The Cash Conversion Cycle
Wholesale shops typically pay suppliers within seven to thirty days of delivery, depending on the supplier's credit terms. They extend credit of fourteen to thirty days to their larger retail customers, with cash on delivery for smaller customers. The gap between payment to supplier and collection from customer is the working capital cycle, and it is funded by the operator's own capital, by stock financing from the supplier and increasingly by SACCO or bank invoice discount facilities. Managing the cash conversion cycle by tightening customer credit, accelerating slow-paying accounts and negotiating longer supplier terms is the single most important lever a wholesaler has.
Daily Operations
A well-run wholesale shop runs on a tight daily rhythm. The morning opens with stock count and reconciliation, the midday rush handles the bulk of retailer pickups, the afternoon is for restocking shelves, processing supplier deliveries and following up on aged receivables, and the evening closes with end-of-day takings, banking and the next day's order list. A weekly stock take, a monthly margin and turnover review by SKU, and a quarterly review of the supplier mix and credit limits round out the management cycle.
Theft and shrinkage, by staff and by customers, is the second-largest avoidable loss in Kenyan wholesale after slow-moving stock.

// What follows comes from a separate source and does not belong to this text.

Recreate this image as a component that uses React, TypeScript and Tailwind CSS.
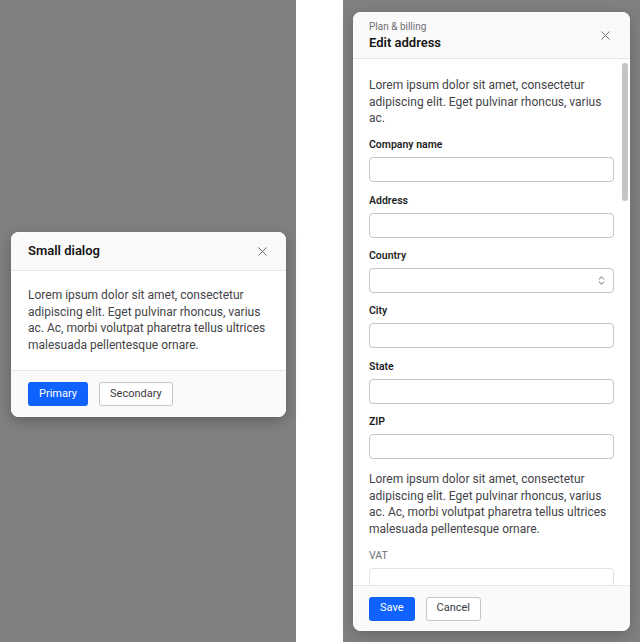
import { X, ChevronsUpDown } from "lucide-react"

const lorem =
  "Lorem ipsum dolor sit amet, consectetur adipiscing elit. Eget pulvinar rhoncus, varius ac. Ac, morbi volutpat pharetra tellus ultrices malesuada pellentesque ornare."
const loremShort = "Lorem ipsum dolor sit amet, consectetur adipiscing elit. Eget pulvinar rhoncus, varius ac."

function Field({ label, select }: { label: string; select?: boolean }) {
  return (
    <div className="flex flex-col">
      <label className="text-[10.5px] leading-[16px] font-semibold text-[#1f1f1f]">{label}</label>
      <div className="mt-[4px] h-[25px] rounded-[4px] border border-[#c4c4c8] bg-white flex items-center justify-end pr-[6px]">
        {select && <ChevronsUpDown size={11} strokeWidth={2} className="text-[#55555a]" />}
      </div>
    </div>
  )
}

function SmallDialog() {
  return (
    <div className="w-[275px] rounded-[8px] bg-white shadow-[0_4px_14px_rgba(0,0,0,0.25)] overflow-hidden">
      <div className="h-[39px] bg-[#fafafa] border-b border-[#e6e6e6] flex items-center justify-between pl-[17px] pr-[16px]">
        <h2 className="text-[13px] font-semibold text-[#161616]">Small dialog</h2>
        <X size={15} strokeWidth={1.6} className="text-[#6f6f75]" />
      </div>
      <div className="px-[17px] py-[16px] bg-white">
        <p className="text-[12px] leading-[16.7px] text-[#444448]">{lorem}</p>
      </div>
      <div className="bg-[#fafafa] border-t border-[#e6e6e6] px-[17px] pt-[11px] pb-[11px] flex gap-[11px]">
        <button className="h-[24px] px-[11px] rounded-[3px] bg-[#0f62fe] text-white text-[11px]">Primary</button>
        <button className="h-[24px] px-[10px] rounded-[3px] bg-white border border-[#c6c6c6] text-[#3a3a3e] text-[11px]">
          Secondary
        </button>
      </div>
    </div>
  )
}

function EditAddressDialog() {
  return (
    <div className="w-[277px] h-[619px] rounded-[8px] bg-white shadow-[0_4px_14px_rgba(0,0,0,0.2)] overflow-hidden flex flex-col">
      <div className="h-[47px] shrink-0 bg-[#fafafa] border-b border-[#e6e6e6] flex items-center justify-between pl-[16px] pr-[17px]">
        <div className="flex flex-col pt-[2px]">
          <span className="text-[10px] leading-[14px] text-[#6f6f75]">Plan &amp; billing</span>
          <span className="text-[13px] leading-[18px] font-semibold text-[#161616]">Edit address</span>
        </div>
        <X size={15} strokeWidth={1.6} className="text-[#6f6f75]" />
      </div>
      <div className="relative flex-1 overflow-hidden bg-white">
        <div className="px-[16px] pt-[18px] flex flex-col">
          <p className="text-[12px] leading-[16.7px] text-[#444448]">{loremShort}</p>
          <div className="mt-[10px] flex flex-col gap-[10.4px]">
            <Field label="Company name" />
            <Field label="Address" />
            <Field label="Country" select />
            <Field label="City" />
            <Field label="State" />
            <Field label="ZIP" />
          </div>
          <p className="mt-[12px] text-[12px] leading-[16.7px] text-[#444448]">{lorem}</p>
          <span className="mt-[10px] text-[10.5px] leading-[16px] text-[#6f6f75]">VAT</span>
          <div className="mt-[4px] h-[25px] rounded-[4px] border border-[#e2e2e4]" />
        </div>
        <div className="absolute right-[2px] top-[4px] w-[6px] h-[138px] rounded-full bg-[#c4c4c6]" />
      </div>
      <div className="h-[46px] shrink-0 bg-[#fafafa] border-t border-[#e6e6e6] px-[16px] flex items-center gap-[11px]">
        <button className="h-[24px] px-[11px] rounded-[3px] bg-[#0f62fe] text-white text-[11px]">Save</button>
        <button className="h-[24px] px-[10px] rounded-[3px] bg-white border border-[#c6c6c6] text-[#3a3a3e] text-[11px]">
          Cancel
        </button>
      </div>
    </div>
  )
}

export default function App() {
  return (
    <div className="w-[640px] h-[644px] bg-white flex font-['Roboto','Noto_Sans',sans-serif]">
      <div className="w-[296px] h-[642px] bg-[#808080] pt-[232px] pl-[11px]">
        <SmallDialog />
      </div>
      <div className="ml-[47px] w-[297px] h-[642px] bg-[#808080] pt-[12px] pl-[10px]">
        <EditAddressDialog />
      </div>
    </div>
  )
}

CCTV coverage of the till and the loading bay, a dual-signature requirement on any restocking from the back store, and a fortnightly surprise count of the highest-value SKUs are standard controls.
The Diaspora Operator
For the diaspora Kenyan capitalising a family member to run a wholesale shop, the key controls are remote visibility and segregation of duties. A simple cloud-based point-of-sale system, daily M-Pesa and bank balance screenshots shared on a family WhatsApp group, monthly stock counts conducted by a second family member or an independent stock taker, and quarterly audited accounts are inexpensive controls that transform a wholesale shop from a black box into a transparent enterprise. Done right, the diaspora-funded wholesale shop becomes a compounding cash machine that funds a household, educates a generation and, in time, builds a chain.